Landlords who wish to take a fixed rate mortgage will have to wait for lenders to launch new products, as the majority pulled their fixed rate products from the market.
So far, 37 lenders have pulled their fixed rate products this week for buy-to-let borrowers, with more expected to be pulled in the coming days.
Property Master chief executive, Angus Stewart said the situation is “extremely worrying” and warned landlords will be left waiting for new products, as they are unlikely to appear until the financial markets stabilise.
“We are seeing buy-to-let mortgage products removed from the market at an unparalleled level,” Stewart said.
“We have also seen some newer entrants to the buy-to-let mortgage market withdraw their products as they have been unable to source their usual funds from institutional lenders.”
Stewart advised landlords to secure fixed rate mortgages as soon as they become available again given that the market expects further base rates in the coming months.

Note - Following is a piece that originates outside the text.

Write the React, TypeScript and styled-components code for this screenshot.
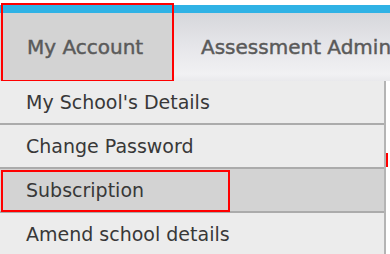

“With base rate predicted to rise to 6 per cent within the next year or so, it is in landlords’ interest to act sooner rather than later,” Stewart said.

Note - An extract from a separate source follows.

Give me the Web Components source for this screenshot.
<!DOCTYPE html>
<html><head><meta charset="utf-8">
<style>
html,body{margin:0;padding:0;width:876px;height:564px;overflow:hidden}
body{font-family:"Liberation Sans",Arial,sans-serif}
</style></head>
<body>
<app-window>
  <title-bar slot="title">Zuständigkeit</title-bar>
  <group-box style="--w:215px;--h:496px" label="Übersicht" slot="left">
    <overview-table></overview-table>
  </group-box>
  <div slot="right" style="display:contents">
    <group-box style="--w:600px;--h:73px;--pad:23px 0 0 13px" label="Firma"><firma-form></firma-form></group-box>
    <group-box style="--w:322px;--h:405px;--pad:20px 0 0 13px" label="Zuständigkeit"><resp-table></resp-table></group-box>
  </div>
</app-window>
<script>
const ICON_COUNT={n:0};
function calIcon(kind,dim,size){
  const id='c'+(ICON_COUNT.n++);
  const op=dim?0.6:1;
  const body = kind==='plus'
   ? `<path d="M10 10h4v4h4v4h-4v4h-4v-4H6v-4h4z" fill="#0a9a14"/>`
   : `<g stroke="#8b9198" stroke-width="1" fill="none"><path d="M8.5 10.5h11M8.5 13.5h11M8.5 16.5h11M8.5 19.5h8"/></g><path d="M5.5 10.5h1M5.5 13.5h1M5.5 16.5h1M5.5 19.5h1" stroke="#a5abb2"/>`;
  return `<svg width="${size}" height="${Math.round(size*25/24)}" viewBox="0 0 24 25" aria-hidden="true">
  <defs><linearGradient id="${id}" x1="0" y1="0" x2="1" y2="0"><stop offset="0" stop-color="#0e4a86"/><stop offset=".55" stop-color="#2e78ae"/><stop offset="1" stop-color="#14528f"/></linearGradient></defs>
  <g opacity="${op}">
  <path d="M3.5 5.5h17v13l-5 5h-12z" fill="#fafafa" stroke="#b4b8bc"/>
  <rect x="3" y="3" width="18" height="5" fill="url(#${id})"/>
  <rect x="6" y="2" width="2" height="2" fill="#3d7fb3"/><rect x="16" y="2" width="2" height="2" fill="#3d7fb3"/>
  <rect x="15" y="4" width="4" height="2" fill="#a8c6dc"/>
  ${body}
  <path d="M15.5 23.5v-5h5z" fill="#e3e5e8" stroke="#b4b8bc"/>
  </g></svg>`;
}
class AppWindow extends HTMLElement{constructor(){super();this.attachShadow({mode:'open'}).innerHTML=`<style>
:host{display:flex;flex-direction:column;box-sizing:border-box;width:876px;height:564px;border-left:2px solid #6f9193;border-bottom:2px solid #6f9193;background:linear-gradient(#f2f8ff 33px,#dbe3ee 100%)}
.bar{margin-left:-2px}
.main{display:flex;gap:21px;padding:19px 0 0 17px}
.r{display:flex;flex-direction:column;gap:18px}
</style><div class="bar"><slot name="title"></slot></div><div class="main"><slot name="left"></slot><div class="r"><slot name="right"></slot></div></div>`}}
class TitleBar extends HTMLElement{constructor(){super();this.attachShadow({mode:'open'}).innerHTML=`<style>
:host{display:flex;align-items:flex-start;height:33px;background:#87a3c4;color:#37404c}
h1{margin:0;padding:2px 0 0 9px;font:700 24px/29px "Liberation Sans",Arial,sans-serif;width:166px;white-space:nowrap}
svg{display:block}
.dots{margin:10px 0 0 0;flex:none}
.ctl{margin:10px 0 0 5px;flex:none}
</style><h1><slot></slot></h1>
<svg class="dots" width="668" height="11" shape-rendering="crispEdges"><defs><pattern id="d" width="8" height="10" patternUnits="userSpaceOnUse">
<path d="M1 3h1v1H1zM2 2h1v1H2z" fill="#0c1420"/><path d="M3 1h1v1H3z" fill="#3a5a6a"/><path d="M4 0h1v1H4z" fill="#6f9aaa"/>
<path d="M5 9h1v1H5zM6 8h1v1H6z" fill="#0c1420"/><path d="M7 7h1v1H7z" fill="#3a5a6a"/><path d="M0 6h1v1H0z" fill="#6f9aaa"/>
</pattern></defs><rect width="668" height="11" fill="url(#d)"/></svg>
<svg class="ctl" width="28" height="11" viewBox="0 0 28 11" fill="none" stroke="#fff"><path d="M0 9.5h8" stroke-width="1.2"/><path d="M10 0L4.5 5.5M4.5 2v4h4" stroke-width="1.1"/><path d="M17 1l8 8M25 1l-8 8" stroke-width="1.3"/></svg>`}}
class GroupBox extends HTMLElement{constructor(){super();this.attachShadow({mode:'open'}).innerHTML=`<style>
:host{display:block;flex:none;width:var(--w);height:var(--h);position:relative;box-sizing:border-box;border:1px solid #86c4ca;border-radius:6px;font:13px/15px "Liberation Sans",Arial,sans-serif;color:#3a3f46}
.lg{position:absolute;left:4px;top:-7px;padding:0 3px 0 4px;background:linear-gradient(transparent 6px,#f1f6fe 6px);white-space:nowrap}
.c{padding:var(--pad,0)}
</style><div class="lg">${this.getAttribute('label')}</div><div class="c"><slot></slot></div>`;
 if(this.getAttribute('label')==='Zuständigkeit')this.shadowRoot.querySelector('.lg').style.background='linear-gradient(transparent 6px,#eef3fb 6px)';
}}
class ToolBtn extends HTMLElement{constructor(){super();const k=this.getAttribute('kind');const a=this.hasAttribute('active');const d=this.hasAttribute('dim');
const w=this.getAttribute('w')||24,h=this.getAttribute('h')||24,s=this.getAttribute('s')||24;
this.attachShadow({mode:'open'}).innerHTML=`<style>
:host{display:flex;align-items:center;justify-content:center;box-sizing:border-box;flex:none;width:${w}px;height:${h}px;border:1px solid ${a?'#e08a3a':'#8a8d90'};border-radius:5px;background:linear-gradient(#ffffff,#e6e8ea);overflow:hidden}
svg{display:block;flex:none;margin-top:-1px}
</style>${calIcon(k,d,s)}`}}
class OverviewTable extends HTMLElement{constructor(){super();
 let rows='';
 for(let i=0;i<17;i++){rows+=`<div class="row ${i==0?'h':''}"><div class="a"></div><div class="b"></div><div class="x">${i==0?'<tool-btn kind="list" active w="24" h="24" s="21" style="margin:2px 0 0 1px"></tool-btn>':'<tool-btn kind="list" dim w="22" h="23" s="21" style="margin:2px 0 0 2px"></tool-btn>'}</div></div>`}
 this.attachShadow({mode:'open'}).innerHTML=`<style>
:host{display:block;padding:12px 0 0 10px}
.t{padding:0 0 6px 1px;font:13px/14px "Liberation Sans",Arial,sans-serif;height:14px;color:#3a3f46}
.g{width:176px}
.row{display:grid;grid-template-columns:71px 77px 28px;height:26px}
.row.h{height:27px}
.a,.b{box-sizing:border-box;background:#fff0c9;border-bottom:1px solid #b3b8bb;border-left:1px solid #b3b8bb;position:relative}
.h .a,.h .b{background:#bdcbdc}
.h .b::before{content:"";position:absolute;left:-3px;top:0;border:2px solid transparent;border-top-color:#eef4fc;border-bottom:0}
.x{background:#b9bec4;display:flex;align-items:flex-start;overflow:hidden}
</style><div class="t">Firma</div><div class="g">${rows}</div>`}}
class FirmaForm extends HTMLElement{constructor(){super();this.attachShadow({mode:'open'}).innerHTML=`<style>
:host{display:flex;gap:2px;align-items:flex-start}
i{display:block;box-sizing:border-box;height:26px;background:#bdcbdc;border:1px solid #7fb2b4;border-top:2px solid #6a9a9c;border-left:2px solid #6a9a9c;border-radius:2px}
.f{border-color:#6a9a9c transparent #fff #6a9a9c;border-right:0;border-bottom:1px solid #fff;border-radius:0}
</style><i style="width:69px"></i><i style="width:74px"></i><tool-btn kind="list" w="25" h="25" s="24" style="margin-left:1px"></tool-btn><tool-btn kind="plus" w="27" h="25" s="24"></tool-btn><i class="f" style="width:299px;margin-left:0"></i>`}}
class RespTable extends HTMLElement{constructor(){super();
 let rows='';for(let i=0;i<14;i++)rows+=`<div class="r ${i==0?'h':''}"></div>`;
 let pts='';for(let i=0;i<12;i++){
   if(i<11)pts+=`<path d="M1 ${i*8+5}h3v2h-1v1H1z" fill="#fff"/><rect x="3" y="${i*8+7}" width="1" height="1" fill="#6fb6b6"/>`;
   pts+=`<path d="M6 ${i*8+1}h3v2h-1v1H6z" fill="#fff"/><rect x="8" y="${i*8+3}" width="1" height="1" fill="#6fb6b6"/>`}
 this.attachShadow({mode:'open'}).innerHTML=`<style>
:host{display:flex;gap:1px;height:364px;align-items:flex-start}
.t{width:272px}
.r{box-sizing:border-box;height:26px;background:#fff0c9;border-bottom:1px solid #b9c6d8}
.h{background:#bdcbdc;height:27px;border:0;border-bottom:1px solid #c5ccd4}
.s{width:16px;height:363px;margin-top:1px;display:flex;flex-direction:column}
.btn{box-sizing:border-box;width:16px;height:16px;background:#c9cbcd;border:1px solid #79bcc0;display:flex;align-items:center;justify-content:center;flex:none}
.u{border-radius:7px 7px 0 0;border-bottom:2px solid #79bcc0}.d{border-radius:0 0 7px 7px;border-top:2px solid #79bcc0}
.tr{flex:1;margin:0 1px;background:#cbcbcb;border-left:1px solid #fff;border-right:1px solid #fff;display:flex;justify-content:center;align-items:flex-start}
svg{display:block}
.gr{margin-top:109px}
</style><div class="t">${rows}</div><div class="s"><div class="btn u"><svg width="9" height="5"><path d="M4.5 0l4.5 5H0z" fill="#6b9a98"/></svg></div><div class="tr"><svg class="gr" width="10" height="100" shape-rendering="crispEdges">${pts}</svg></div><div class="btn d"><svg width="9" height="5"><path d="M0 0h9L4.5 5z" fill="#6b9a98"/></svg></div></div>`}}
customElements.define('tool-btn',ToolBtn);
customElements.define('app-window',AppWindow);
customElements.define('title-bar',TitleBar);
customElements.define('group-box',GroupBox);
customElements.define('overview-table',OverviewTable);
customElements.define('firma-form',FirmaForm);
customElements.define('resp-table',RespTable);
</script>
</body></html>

Lenders who have withdrawn their BTL rates:
|Bank of Ireland||Nottingham|
|Bath BS||Post Office|
The Mortgage Lender
|Kent Reliance||Vida Homeloans|
West One Loans
“The squeeze on private rental sector landlords continues from all angles, higher borrowing costs and recent increased regulation has created an unprecedented level of uncertainty,” Stewart said.
“Even the latest tax cuts from the chancellor Kwasi Kwarteng’s mini-Budget, could now be reversed.

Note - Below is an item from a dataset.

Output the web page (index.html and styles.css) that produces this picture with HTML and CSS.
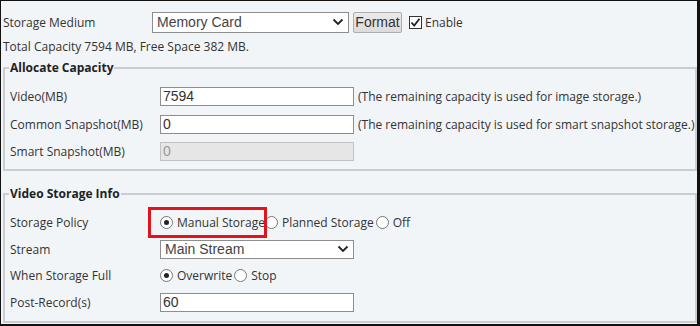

“The fear now is that we will see many landlords choosing to exit the market resulting in a reduced supply of private rented property which will add further to the pressure on rents.”
Others in the buy-to-let space also expressed concerned, while the National Residential Landlords Association warned that many landlords simply do not have the means to continue to absorb rising costs.
NRLA policy director, Chris Norris said: “Landlords typically hold interest only mortgages, meaning rising rates and fewer products on the market will cause a considerable squeeze on many of their finances.
“Our data shows that 31 per cent of those landlords with a buy-to-let product plan to re-mortgage over the next 12 months. It also shows that interest rates rising to four per cent would mean around 30 per cent of those with a buy-to-let mortgage would need to divest all or part of their rental portfolio.
“This would exacerbate an already serious supply crisis in the rental market.”
Norris urged the government to step in and provide relief for both renters and landlords by unfreezing housing benefit rates.
“Failure to act now will leave an already depleted private rented sector in an even more precarious position,” he said.
Fleet Mortgages is one lender that has had to pull some products from its buy-to-let range.
Steve Cox, its chief commercial officer, said its intention is to bring back a full product range “as soon as possible”.
“To do that we have to take into account what is happening in the money markets, but also the action taken by our lender peer group,” Cox said.